- [Job] Reproduce the listing word for word, leaving every picture behind.
------------------------
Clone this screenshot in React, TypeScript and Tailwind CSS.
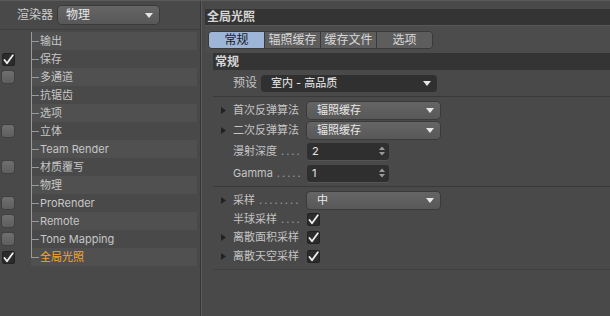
import React from "react";

// Render settings panel: left tree of render pages, right "全局光照" page.
const font = "font-['Inter','Noto_Sans_CJK_SC',sans-serif]";

type Box = "none" | "off" | "on";
const pages: { name: string; box: Box; active?: boolean }[] = [
  { name: "输出", box: "none" },
  { name: "保存", box: "on" },
  { name: "多通道", box: "off" },
  { name: "抗锯齿", box: "none" },
  { name: "选项", box: "none" },
  { name: "立体", box: "off" },
  { name: "Team Render", box: "none" },
  { name: "材质覆写", box: "off" },
  { name: "物理", box: "none" },
  { name: "ProRender", box: "off" },
  { name: "Remote", box: "off" },
  { name: "Tone Mapping", box: "off" },
  { name: "全局光照", box: "on", active: true },
];

function Check() {
  return (
    <div className="flex h-[13px] w-[13px] items-center justify-center rounded-[3px] bg-[#2c2c2c] shadow-[inset_0_0_0_1px_#222]">
      <svg width="11" height="11" viewBox="0 0 11 11">
        <path d="M1.5 6 L4 9.3 L9.8 1.2" stroke="#eeeeee" strokeWidth="1.8" fill="none" strokeLinecap="round" strokeLinejoin="round" />
      </svg>
    </div>
  );
}

function Tri() {
  return (
    <svg width="5" height="7" viewBox="0 0 5 7" className="shrink-0">
      <path d="M0 0 L5 3.5 L0 7 Z" fill="#222222" />
    </svg>
  );
}

function Arrow() {
  return (
    <svg width="8" height="5" viewBox="0 0 8 5">
      <path d="M0 0 L8 0 L4 5 Z" fill="#e6e6e6" />
    </svg>
  );
}

function Spinner() {
  return (
    <svg width="6" height="10" viewBox="0 0 6 10">
      <path d="M0 4 L3 0.5 L6 4 Z M0 6 L3 9.5 L6 6 Z" fill="#9a9a9a" />
    </svg>
  );
}

function Select({ value, dark, w }: { value: string; dark?: boolean; w: string }) {
  return (
    <div
      className={`flex h-[17px] ${w} items-center justify-between rounded-[4px] pl-[10px] pr-[6px] ${
        dark ? "bg-[#303030] text-[#eeeeee]" : "bg-gradient-to-b from-[#656565] to-[#585858] text-[#e8e8e8] shadow-[0_0_0_1px_#3a3a3a]"
      }`}
    >
      <span>{value}</span>
      <Arrow />
    </div>
  );
}

function Num({ value }: { value: string }) {
  return (
    <div className="flex h-[17px] w-[82px] items-center justify-between rounded-[3px] bg-[#2f2f2f] pl-[5px] pr-[4px] text-[#e6e6e6] shadow-[0_1px_0_#555]">
      <span>{value}</span>
      <Spinner />
    </div>
  );
}

function Row({ tri, label, dots, children, h = "h-[20px]" }: { tri?: boolean; label: string; dots?: string; children: React.ReactNode; h?: string }) {
  return (
    <div className={`flex ${h} items-center`}>
      <div className="flex w-[20px] justify-center">{tri && <Tri />}</div>
      <div className="flex w-[74px] items-center whitespace-nowrap text-[#c4c4c4]">
        <span>{label}</span>
        {dots && <span className="ml-[4px] tracking-[2px] text-[#9a9a9a]">{dots}</span>}
      </div>
      {children}
    </div>
  );
}

export default function App() {
  return (
    <div className={`flex h-[316px] w-[610px] overflow-hidden border-t border-[#5a5a5a] bg-[#494949] text-[11px] ${font}`}>
      {/* left */}
      <div className="flex w-[200px] shrink-0 flex-col">
        <div className="flex h-[29px] items-center border-b border-[#3e3e3e] pl-[17px]">
          <span className="text-[12px] text-[#cfcfcf]">渲染器</span>
          <div className="ml-[5px] flex h-[18px] w-[101px] items-center justify-between rounded-[4px] bg-gradient-to-b from-[#666] to-[#575757] pl-[8px] pr-[6px] text-[12px] text-[#e6e6e6] shadow-[0_0_0_1px_#3a3a3a]">
            <span>物理</span>
            <Arrow />
          </div>
        </div>
        <div className="relative mt-[2px] flex flex-col">
          <div className="absolute left-[31px] top-0 h-[226px] w-px bg-[#9a9a9a]" />
          {pages.map((p, i) => (
            <div key={p.name} className="flex h-[18px] items-center">
              <div className="flex w-[31px] items-center pl-[2px]">
                {p.box === "on" && <Check />}
                {p.box === "off" && (
                  <div className="h-[12px] w-[12px] rounded-[3px] bg-gradient-to-b from-[#707070] to-[#5e5e5e] shadow-[0_0_0_1px_#404040]" />
                )}
              </div>
              <div className={`flex h-[18px] w-[166px] items-center ${i % 2 === 0 ? "bg-[#505050]" : ""}`}>
                <div className="h-px w-[8px] bg-[#9a9a9a]" />
                <span className={`ml-px ${p.active ? "text-[#f4a82a]" : "text-[#c6c6c6]"}`}>{p.name}</span>
              </div>
            </div>
          ))}
        </div>
      </div>
      {/* divider */}
      <div className="flex w-[5px] shrink-0">
        <div className="w-px bg-[#353535]" />
        <div className="w-px bg-[#5c5c5c]" />
      </div>
      {/* right */}
      <div className="flex flex-1 flex-col pt-[8px]">
        <div className="flex h-[17px] items-center border-b border-[#575757] bg-[#343434] pl-[2px] text-[12px] font-semibold text-[#d6d6d6]">全局光照</div>
        <div className="flex h-[27px] items-center bg-[#4c4c4c] pl-[3px]">
          <div className="flex h-[18px] overflow-hidden rounded-[4px] border border-[#3a3a3a] text-[12px]">
            <div className="flex w-[55px] items-center justify-center bg-[#9db5d6] text-[#1c1c1c]">常规</div>
            {["辐照缓存", "缓存文件", "选项"].map((t) => (
              <div key={t} className="flex w-[56px] items-center justify-center border-l border-[#3a3a3a] bg-[#5d5d5d] text-[#d8d8d8]">
                {t}
              </div>
            ))}
          </div>
        </div>
        <div className="ml-[8px] flex h-[17px] items-center bg-[#343434] pl-[2px] text-[12px] font-semibold text-[#d6d6d6]">常规</div>
        <div className="ml-[8px] flex h-[27px] items-center border-b border-[#393939]">
          <span className="ml-[20px] w-[28px] text-[12px] text-[#c4c4c4]">预设</span>
          <Select value="室内 - 高品质" dark w="w-[176px]" />
        </div>
        <div className="ml-[8px] flex flex-col border-b border-[#393939] pb-[2px] pt-[3px]">
          <Row tri label="首次反弹算法">
            <Select value="辐照缓存" w="w-[133px]" />
          </Row>
          <Row tri label="二次反弹算法">
            <Select value="辐照缓存" w="w-[133px]" />
          </Row>
          <Row label="漫射深度" dots="...." h="h-[22px]">
            <Num value="2" />
          </Row>
          <Row label="Gamma" dots="....." h="h-[22px]">
            <Num value="1" />
          </Row>
        </div>
        <div className="ml-[8px] flex flex-col border-b border-[#3f3f3f] pb-[3px] pt-[3px]">
          <Row tri label="采样" dots="........">
            <Select value="中" w="w-[133px]" />
          </Row>
          <Row label="半球采样" dots="...." h="h-[18px]">
            <Check />
          </Row>
          <Row tri label="离散面积采样" h="h-[19px]">
            <Check />
          </Row>
          <Row tri label="离散天空采样" h="h-[19px]">
            <Check />
          </Row>
        </div>
      </div>
    </div>
  );
}
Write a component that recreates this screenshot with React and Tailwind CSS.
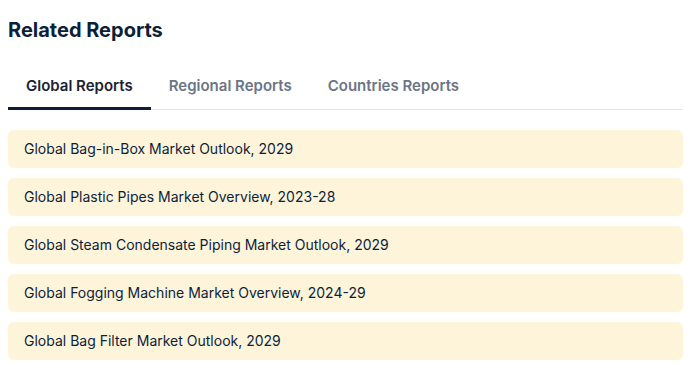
------------------------
- [Right answer]
Clone this screenshot in React, TypeScript and Tailwind CSS.
import React from "react";

// Render settings panel: left tree of render pages, right "全局光照" page.
const font = "font-['Inter','Noto_Sans_CJK_SC',sans-serif]";

type Box = "none" | "off" | "on";
const pages: { name: string; box: Box; active?: boolean }[] = [
  { name: "输出", box: "none" },
  { name: "保存", box: "on" },
  { name: "多通道", box: "off" },
  { name: "抗锯齿", box: "none" },
  { name: "选项", box: "none" },
  { name: "立体", box: "off" },
  { name: "Team Render", box: "none" },
  { name: "材质覆写", box: "off" },
  { name: "物理", box: "none" },
  { name: "ProRender", box: "off" },
  { name: "Remote", box: "off" },
  { name: "Tone Mapping", box: "off" },
  { name: "全局光照", box: "on", active: true },
];

function Check() {
  return (
    <div className="flex h-[13px] w-[13px] items-center justify-center rounded-[3px] bg-[#2c2c2c] shadow-[inset_0_0_0_1px_#222]">
      <svg width="11" height="11" viewBox="0 0 11 11">
        <path d="M1.5 6 L4 9.3 L9.8 1.2" stroke="#eeeeee" strokeWidth="1.8" fill="none" strokeLinecap="round" strokeLinejoin="round" />
      </svg>
    </div>
  );
}

function Tri() {
  return (
    <svg width="5" height="7" viewBox="0 0 5 7" className="shrink-0">
      <path d="M0 0 L5 3.5 L0 7 Z" fill="#222222" />
    </svg>
  );
}

function Arrow() {
  return (
    <svg width="8" height="5" viewBox="0 0 8 5">
      <path d="M0 0 L8 0 L4 5 Z" fill="#e6e6e6" />
    </svg>
  );
}

function Spinner() {
  return (
    <svg width="6" height="10" viewBox="0 0 6 10">
      <path d="M0 4 L3 0.5 L6 4 Z M0 6 L3 9.5 L6 6 Z" fill="#9a9a9a" />
    </svg>
  );
}

function Select({ value, dark, w }: { value: string; dark?: boolean; w: string }) {
  return (
    <div
      className={`flex h-[17px] ${w} items-center justify-between rounded-[4px] pl-[10px] pr-[6px] ${
        dark ? "bg-[#303030] text-[#eeeeee]" : "bg-gradient-to-b from-[#656565] to-[#585858] text-[#e8e8e8] shadow-[0_0_0_1px_#3a3a3a]"
      }`}
    >
      <span>{value}</span>
      <Arrow />
    </div>
  );
}

function Num({ value }: { value: string }) {
  return (
    <div className="flex h-[17px] w-[82px] items-center justify-between rounded-[3px] bg-[#2f2f2f] pl-[5px] pr-[4px] text-[#e6e6e6] shadow-[0_1px_0_#555]">
      <span>{value}</span>
      <Spinner />
    </div>
  );
}

function Row({ tri, label, dots, children, h = "h-[20px]" }: { tri?: boolean; label: string; dots?: string; children: React.ReactNode; h?: string }) {
  return (
    <div className={`flex ${h} items-center`}>
      <div className="flex w-[20px] justify-center">{tri && <Tri />}</div>
      <div className="flex w-[74px] items-center whitespace-nowrap text-[#c4c4c4]">
        <span>{label}</span>
        {dots && <span className="ml-[4px] tracking-[2px] text-[#9a9a9a]">{dots}</span>}
      </div>
      {children}
    </div>
  );
}

export default function App() {
  return (
    <div className={`flex h-[316px] w-[610px] overflow-hidden border-t border-[#5a5a5a] bg-[#494949] text-[11px] ${font}`}>
      {/* left */}
      <div className="flex w-[200px] shrink-0 flex-col">
        <div className="flex h-[29px] items-center border-b border-[#3e3e3e] pl-[17px]">
          <span className="text-[12px] text-[#cfcfcf]">渲染器</span>
          <div className="ml-[5px] flex h-[18px] w-[101px] items-center justify-between rounded-[4px] bg-gradient-to-b from-[#666] to-[#575757] pl-[8px] pr-[6px] text-[12px] text-[#e6e6e6] shadow-[0_0_0_1px_#3a3a3a]">
            <span>物理</span>
            <Arrow />
          </div>
        </div>
        <div className="relative mt-[2px] flex flex-col">
          <div className="absolute left-[31px] top-0 h-[226px] w-px bg-[#9a9a9a]" />
          {pages.map((p, i) => (
            <div key={p.name} className="flex h-[18px] items-center">
              <div className="flex w-[31px] items-center pl-[2px]">
                {p.box === "on" && <Check />}
                {p.box === "off" && (
                  <div className="h-[12px] w-[12px] rounded-[3px] bg-gradient-to-b from-[#707070] to-[#5e5e5e] shadow-[0_0_0_1px_#404040]" />
                )}
              </div>
              <div className={`flex h-[18px] w-[166px] items-center ${i % 2 === 0 ? "bg-[#505050]" : ""}`}>
                <div className="h-px w-[8px] bg-[#9a9a9a]" />
                <span className={`ml-px ${p.active ? "text-[#f4a82a]" : "text-[#c6c6c6]"}`}>{p.name}</span>
              </div>
            </div>
          ))}
        </div>
      </div>
      {/* divider */}
      <div className="flex w-[5px] shrink-0">
        <div className="w-px bg-[#353535]" />
        <div className="w-px bg-[#5c5c5c]" />
      </div>
      {/* right */}
      <div className="flex flex-1 flex-col pt-[8px]">
        <div className="flex h-[17px] items-center border-b border-[#575757] bg-[#343434] pl-[2px] text-[12px] font-semibold text-[#d6d6d6]">全局光照</div>
        <div className="flex h-[27px] items-center bg-[#4c4c4c] pl-[3px]">
          <div className="flex h-[18px] overflow-hidden rounded-[4px] border border-[#3a3a3a] text-[12px]">
            <div className="flex w-[55px] items-center justify-center bg-[#9db5d6] text-[#1c1c1c]">常规</div>
            {["辐照缓存", "缓存文件", "选项"].map((t) => (
              <div key={t} className="flex w-[56px] items-center justify-center border-l border-[#3a3a3a] bg-[#5d5d5d] text-[#d8d8d8]">
                {t}
              </div>
            ))}
          </div>
        </div>
        <div className="ml-[8px] flex h-[17px] items-center bg-[#343434] pl-[2px] text-[12px] font-semibold text-[#d6d6d6]">常规</div>
        <div className="ml-[8px] flex h-[27px] items-center border-b border-[#393939]">
          <span className="ml-[20px] w-[28px] text-[12px] text-[#c4c4c4]">预设</span>
          <Select value="室内 - 高品质" dark w="w-[176px]" />
        </div>
        <div className="ml-[8px] flex flex-col border-b border-[#393939] pb-[2px] pt-[3px]">
          <Row tri label="首次反弹算法">
            <Select value="辐照缓存" w="w-[133px]" />
          </Row>
          <Row tri label="二次反弹算法">
            <Select value="辐照缓存" w="w-[133px]" />
          </Row>
          <Row label="漫射深度" dots="...." h="h-[22px]">
            <Num value="2" />
          </Row>
          <Row label="Gamma" dots="....." h="h-[22px]">
            <Num value="1" />
          </Row>
        </div>
        <div className="ml-[8px] flex flex-col border-b border-[#3f3f3f] pb-[3px] pt-[3px]">
          <Row tri label="采样" dots="........">
            <Select value="中" w="w-[133px]" />
          </Row>
          <Row label="半球采样" dots="...." h="h-[18px]">
            <Check />
          </Row>
          <Row tri label="离散面积采样" h="h-[19px]">
            <Check />
          </Row>
          <Row tri label="离散天空采样" h="h-[19px]">
            <Check />
          </Row>
        </div>
      </div>
    </div>
  );
}
Write a component that recreates this screenshot with React and Tailwind CSS.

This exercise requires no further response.